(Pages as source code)
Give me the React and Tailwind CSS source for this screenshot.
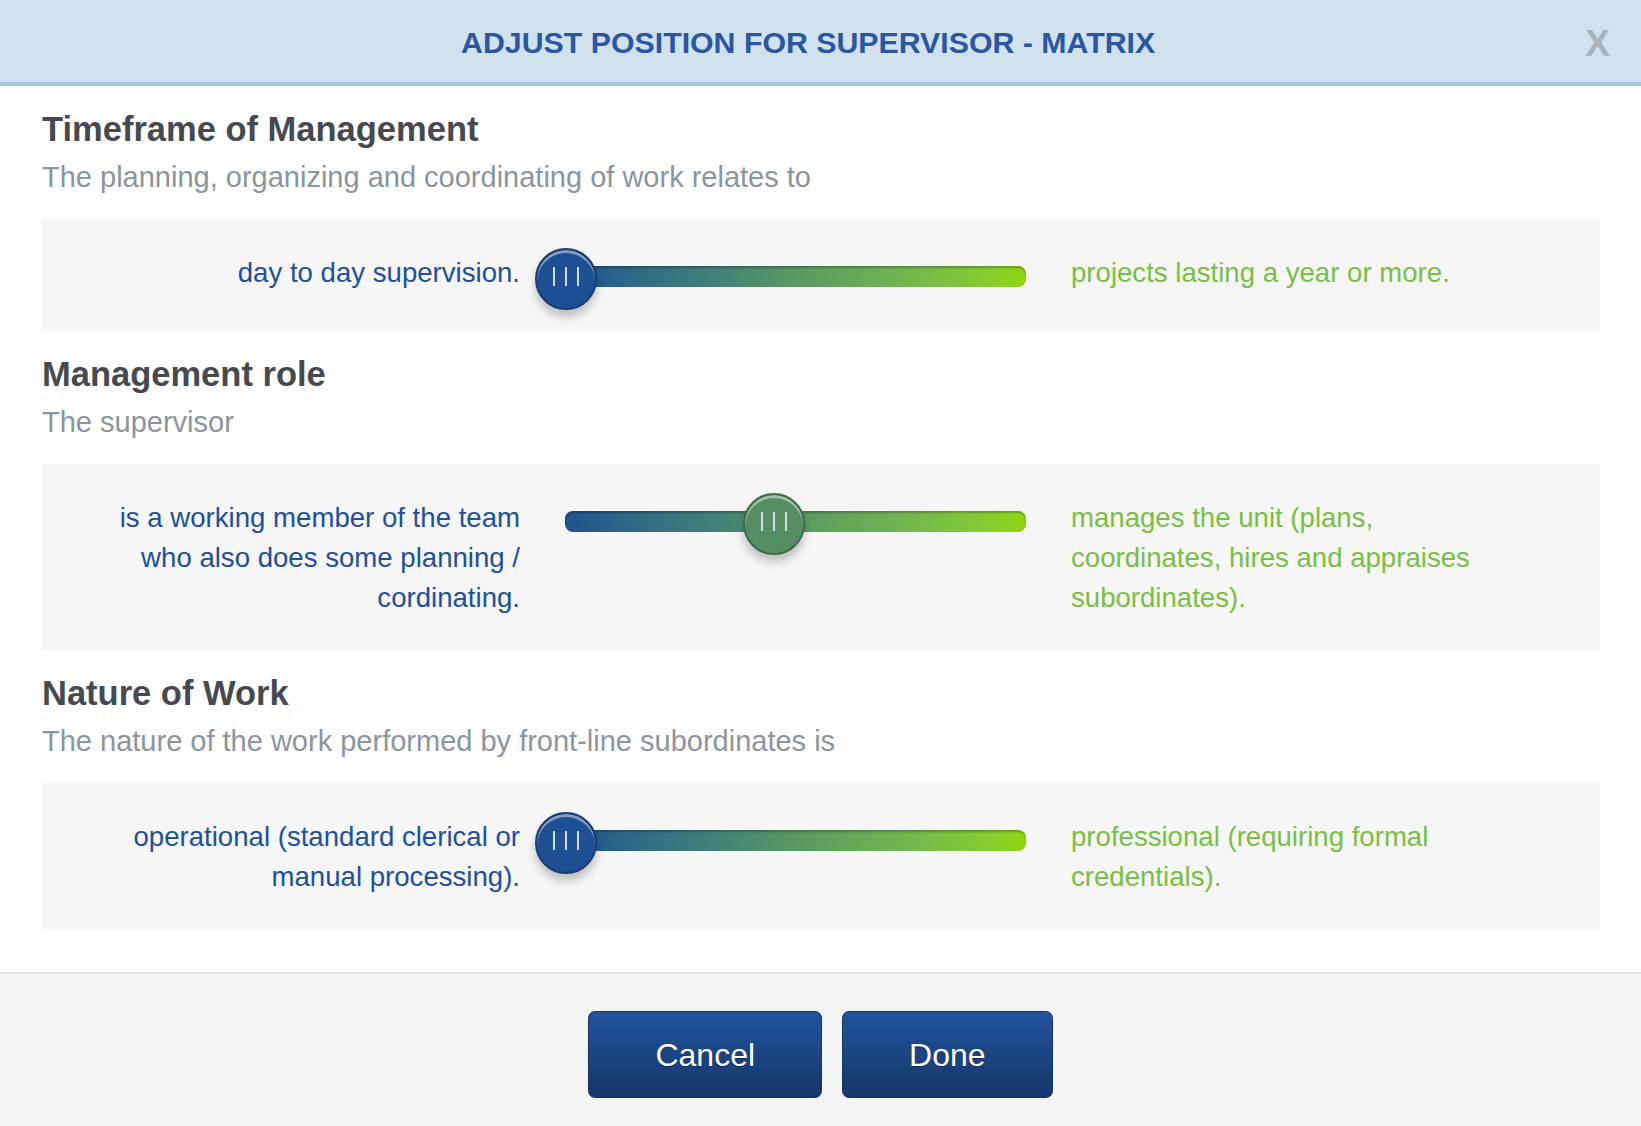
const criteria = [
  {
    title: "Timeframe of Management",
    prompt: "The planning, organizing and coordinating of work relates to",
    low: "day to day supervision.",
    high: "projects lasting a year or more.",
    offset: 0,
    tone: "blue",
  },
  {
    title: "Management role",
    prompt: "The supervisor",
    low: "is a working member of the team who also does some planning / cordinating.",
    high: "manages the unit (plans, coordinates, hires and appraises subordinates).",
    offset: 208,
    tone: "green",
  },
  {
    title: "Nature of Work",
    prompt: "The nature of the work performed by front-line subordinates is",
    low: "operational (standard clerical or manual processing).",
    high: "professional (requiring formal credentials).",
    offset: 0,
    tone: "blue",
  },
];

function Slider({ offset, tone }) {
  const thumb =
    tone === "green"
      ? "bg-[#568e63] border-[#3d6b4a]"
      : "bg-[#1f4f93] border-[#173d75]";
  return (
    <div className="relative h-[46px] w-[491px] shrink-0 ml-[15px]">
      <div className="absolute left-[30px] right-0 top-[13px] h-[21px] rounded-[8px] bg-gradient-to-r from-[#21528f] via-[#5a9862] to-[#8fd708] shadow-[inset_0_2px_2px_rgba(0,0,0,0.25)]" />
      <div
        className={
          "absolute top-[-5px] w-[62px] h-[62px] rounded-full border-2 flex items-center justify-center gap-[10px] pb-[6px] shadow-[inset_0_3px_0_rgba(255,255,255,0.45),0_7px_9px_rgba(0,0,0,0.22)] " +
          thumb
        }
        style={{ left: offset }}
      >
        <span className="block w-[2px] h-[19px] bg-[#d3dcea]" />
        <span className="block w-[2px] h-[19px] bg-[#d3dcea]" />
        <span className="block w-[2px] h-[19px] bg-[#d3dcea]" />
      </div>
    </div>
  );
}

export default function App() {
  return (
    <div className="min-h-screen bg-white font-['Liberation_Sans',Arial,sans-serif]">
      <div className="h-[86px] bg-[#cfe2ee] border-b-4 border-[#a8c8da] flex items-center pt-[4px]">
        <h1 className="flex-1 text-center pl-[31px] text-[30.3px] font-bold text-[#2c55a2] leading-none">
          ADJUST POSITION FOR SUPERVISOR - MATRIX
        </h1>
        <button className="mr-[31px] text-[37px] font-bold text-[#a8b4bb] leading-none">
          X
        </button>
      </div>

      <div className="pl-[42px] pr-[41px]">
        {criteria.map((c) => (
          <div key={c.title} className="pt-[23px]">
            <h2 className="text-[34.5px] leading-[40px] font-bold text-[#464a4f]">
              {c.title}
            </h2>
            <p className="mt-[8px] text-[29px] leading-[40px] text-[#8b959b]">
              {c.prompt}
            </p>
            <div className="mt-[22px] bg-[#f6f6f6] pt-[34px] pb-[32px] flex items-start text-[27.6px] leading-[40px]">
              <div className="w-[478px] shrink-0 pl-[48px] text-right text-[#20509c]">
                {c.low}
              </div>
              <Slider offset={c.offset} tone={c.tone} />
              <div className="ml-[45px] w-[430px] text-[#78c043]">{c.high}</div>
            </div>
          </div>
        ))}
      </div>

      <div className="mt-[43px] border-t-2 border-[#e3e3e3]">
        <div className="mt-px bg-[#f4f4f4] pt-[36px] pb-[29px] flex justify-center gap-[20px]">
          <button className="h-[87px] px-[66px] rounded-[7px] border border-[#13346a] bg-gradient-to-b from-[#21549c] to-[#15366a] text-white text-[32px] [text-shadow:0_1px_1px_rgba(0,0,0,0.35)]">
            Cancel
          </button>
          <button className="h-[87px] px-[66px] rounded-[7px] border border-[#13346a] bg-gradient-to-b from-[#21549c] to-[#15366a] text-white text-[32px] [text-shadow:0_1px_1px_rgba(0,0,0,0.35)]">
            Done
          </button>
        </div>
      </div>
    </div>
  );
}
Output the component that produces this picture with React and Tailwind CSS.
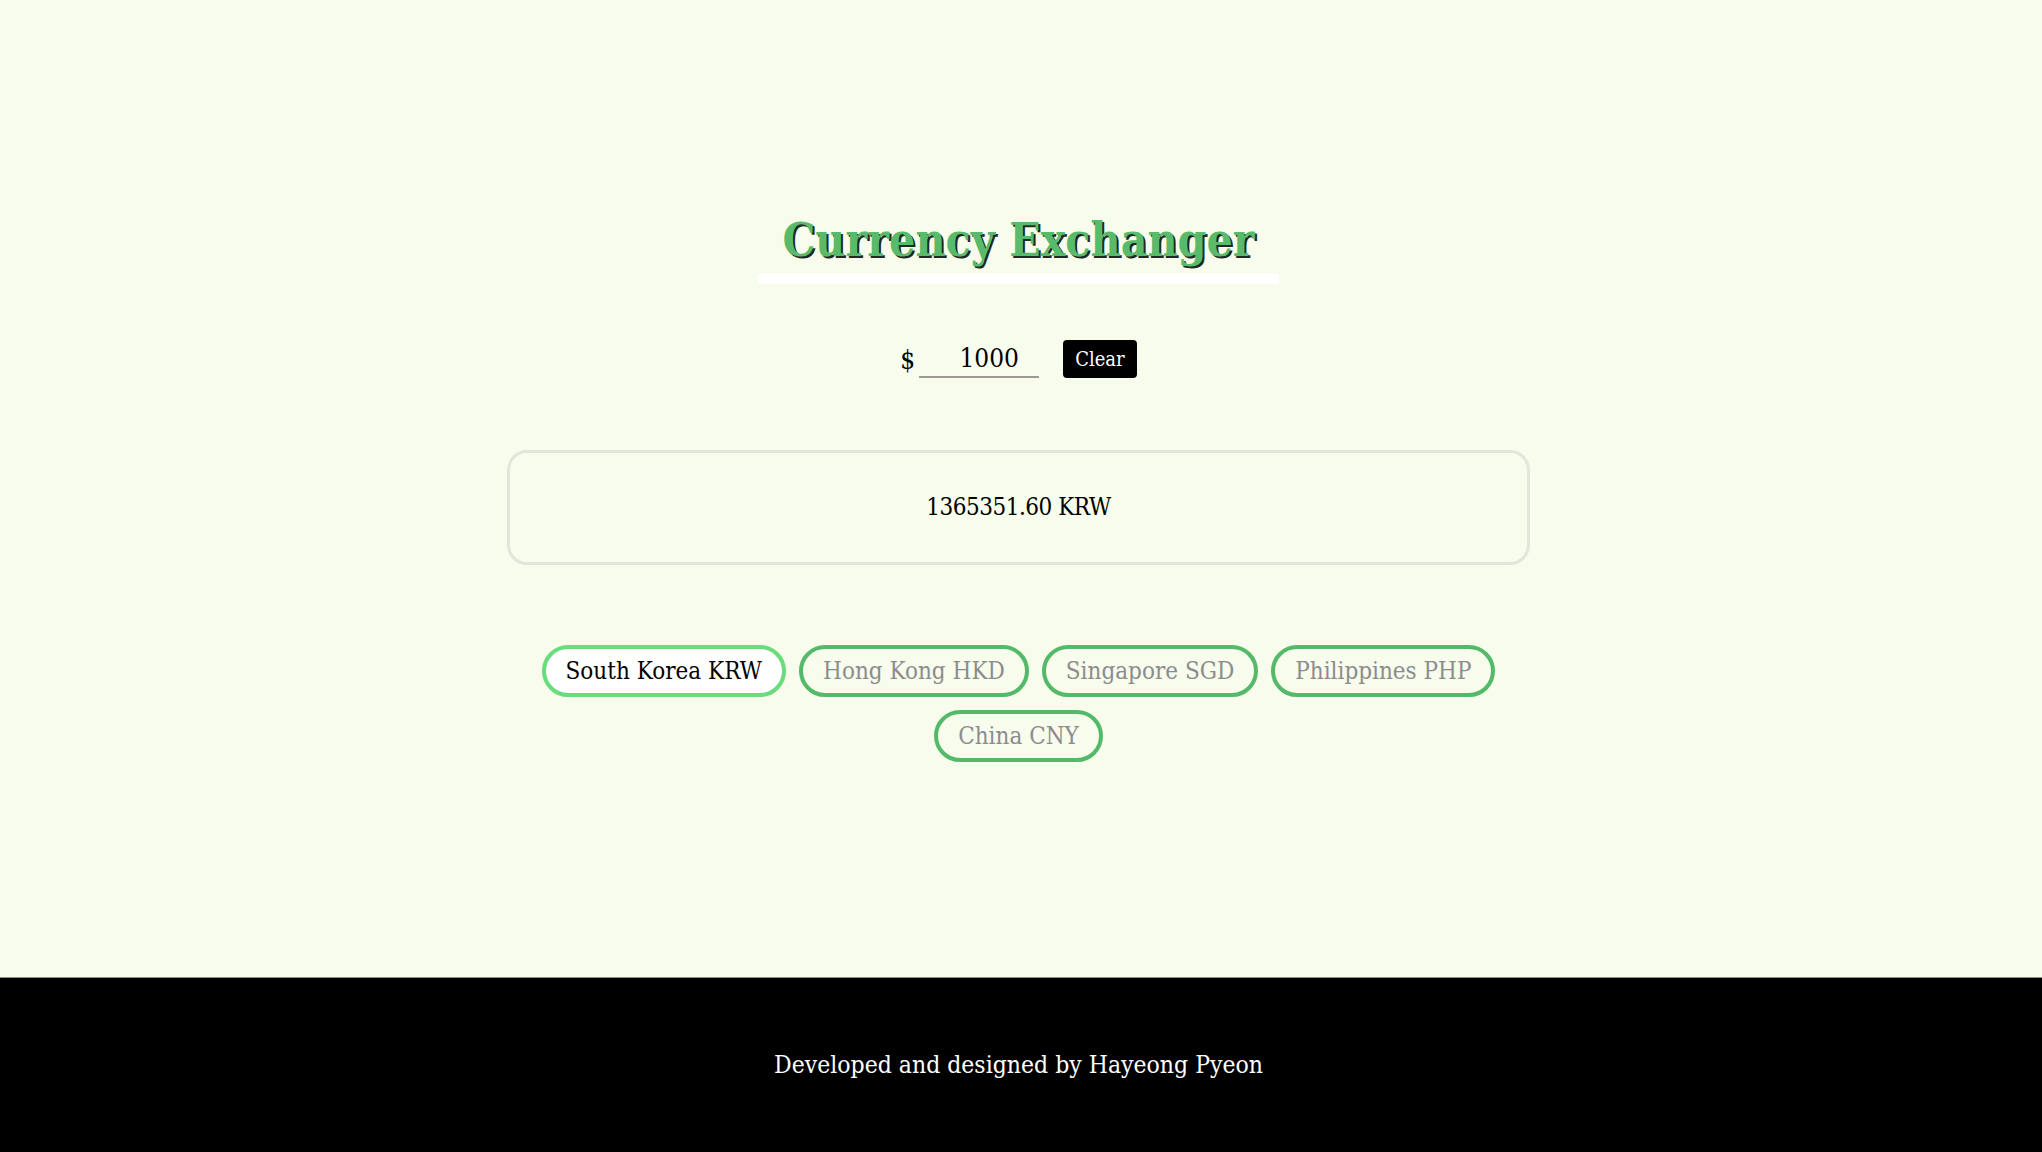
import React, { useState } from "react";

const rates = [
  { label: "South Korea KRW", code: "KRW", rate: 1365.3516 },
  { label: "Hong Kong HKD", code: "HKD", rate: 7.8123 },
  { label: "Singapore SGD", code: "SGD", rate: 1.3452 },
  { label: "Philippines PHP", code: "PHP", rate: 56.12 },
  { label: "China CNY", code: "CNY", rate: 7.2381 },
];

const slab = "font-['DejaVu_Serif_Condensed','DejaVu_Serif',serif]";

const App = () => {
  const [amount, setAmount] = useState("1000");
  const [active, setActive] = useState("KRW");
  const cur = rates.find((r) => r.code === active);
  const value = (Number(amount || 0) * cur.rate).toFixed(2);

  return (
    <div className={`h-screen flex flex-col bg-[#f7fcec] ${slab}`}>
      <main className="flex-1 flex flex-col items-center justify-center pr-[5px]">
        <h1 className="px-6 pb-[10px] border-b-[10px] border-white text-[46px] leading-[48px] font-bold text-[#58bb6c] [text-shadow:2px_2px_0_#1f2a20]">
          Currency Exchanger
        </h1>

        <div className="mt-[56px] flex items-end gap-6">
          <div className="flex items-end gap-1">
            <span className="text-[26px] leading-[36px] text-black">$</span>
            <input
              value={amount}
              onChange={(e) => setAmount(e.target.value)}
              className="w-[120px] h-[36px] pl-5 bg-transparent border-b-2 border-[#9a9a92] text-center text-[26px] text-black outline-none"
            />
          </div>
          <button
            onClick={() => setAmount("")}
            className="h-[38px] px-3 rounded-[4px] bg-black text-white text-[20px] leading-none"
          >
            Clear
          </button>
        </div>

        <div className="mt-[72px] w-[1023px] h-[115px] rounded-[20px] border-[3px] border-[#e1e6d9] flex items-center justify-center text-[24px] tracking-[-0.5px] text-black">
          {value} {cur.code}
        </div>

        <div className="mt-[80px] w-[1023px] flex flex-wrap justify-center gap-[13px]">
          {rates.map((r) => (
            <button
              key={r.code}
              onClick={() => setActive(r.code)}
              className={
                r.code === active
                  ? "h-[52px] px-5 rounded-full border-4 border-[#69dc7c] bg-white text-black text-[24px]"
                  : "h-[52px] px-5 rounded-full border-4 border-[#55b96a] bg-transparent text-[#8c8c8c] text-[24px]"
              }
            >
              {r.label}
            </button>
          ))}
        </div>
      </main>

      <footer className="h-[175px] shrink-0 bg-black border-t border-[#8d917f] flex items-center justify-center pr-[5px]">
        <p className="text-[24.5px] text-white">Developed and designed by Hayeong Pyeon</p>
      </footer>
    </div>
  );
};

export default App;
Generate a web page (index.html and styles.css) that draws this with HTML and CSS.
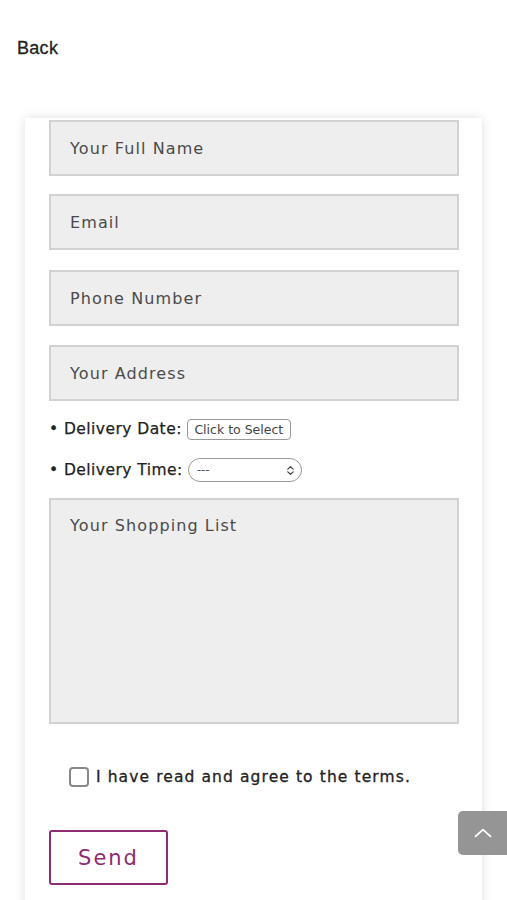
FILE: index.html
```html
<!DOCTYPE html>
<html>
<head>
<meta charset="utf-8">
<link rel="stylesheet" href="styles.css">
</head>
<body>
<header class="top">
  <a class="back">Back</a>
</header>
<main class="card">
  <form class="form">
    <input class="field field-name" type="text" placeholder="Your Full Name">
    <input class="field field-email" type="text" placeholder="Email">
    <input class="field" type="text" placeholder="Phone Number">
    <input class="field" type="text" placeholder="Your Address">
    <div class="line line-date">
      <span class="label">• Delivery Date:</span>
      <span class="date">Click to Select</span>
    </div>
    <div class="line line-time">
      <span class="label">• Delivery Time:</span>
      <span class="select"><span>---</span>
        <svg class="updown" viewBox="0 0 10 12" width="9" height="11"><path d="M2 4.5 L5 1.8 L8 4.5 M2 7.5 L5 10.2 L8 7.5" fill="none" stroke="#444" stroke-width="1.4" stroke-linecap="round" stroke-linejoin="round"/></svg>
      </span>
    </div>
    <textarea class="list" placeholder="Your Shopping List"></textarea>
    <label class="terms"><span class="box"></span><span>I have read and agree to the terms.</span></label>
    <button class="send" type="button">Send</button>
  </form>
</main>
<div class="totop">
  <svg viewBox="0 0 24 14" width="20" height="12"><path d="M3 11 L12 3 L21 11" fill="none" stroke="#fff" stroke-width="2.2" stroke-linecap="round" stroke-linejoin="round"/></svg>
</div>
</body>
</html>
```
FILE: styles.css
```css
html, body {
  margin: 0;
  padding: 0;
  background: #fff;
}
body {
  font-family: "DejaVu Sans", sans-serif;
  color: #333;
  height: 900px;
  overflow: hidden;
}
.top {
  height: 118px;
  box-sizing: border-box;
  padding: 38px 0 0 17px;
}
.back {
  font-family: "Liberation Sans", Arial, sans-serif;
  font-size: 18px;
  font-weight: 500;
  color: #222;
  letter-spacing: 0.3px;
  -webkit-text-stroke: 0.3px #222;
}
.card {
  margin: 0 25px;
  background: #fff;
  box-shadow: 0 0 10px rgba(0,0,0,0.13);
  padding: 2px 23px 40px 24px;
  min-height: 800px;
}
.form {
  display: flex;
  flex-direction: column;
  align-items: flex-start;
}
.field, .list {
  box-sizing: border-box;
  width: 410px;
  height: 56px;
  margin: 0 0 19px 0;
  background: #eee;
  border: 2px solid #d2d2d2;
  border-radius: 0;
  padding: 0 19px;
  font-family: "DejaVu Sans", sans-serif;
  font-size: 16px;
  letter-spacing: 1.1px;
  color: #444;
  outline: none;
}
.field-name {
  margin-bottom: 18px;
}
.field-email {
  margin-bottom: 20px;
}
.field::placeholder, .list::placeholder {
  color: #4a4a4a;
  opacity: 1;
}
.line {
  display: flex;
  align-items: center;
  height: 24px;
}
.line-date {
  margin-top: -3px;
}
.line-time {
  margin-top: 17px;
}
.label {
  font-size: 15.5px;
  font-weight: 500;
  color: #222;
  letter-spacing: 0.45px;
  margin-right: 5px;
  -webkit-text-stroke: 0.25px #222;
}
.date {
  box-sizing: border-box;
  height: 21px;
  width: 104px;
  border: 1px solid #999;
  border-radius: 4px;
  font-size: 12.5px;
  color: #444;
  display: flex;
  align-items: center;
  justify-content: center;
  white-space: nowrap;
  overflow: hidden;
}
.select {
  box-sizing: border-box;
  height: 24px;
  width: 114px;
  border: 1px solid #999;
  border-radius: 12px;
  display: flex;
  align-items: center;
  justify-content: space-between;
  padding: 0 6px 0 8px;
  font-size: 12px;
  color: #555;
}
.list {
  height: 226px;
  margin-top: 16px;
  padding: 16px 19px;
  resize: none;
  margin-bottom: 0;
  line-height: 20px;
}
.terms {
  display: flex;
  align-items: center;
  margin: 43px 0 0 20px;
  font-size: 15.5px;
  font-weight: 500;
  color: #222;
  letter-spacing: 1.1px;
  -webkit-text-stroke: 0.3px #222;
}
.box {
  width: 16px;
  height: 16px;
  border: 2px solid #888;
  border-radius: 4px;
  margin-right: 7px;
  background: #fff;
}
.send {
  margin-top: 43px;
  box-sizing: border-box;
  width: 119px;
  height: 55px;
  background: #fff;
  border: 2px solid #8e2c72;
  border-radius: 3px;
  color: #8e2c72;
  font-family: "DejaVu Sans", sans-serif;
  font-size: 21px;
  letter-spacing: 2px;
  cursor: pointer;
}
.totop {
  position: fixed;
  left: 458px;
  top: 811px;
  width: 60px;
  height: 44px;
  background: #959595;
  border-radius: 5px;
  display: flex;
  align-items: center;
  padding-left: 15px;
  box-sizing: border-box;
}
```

WHAT YOU WILL DO: Copy out every line from the material above in which the word "that" appears.

ANSWER TO THE TASK:
Output the component that produces this picture with React and Tailwind CSS.
Generate a web page (index.html and styles.css) that draws this with HTML and CSS.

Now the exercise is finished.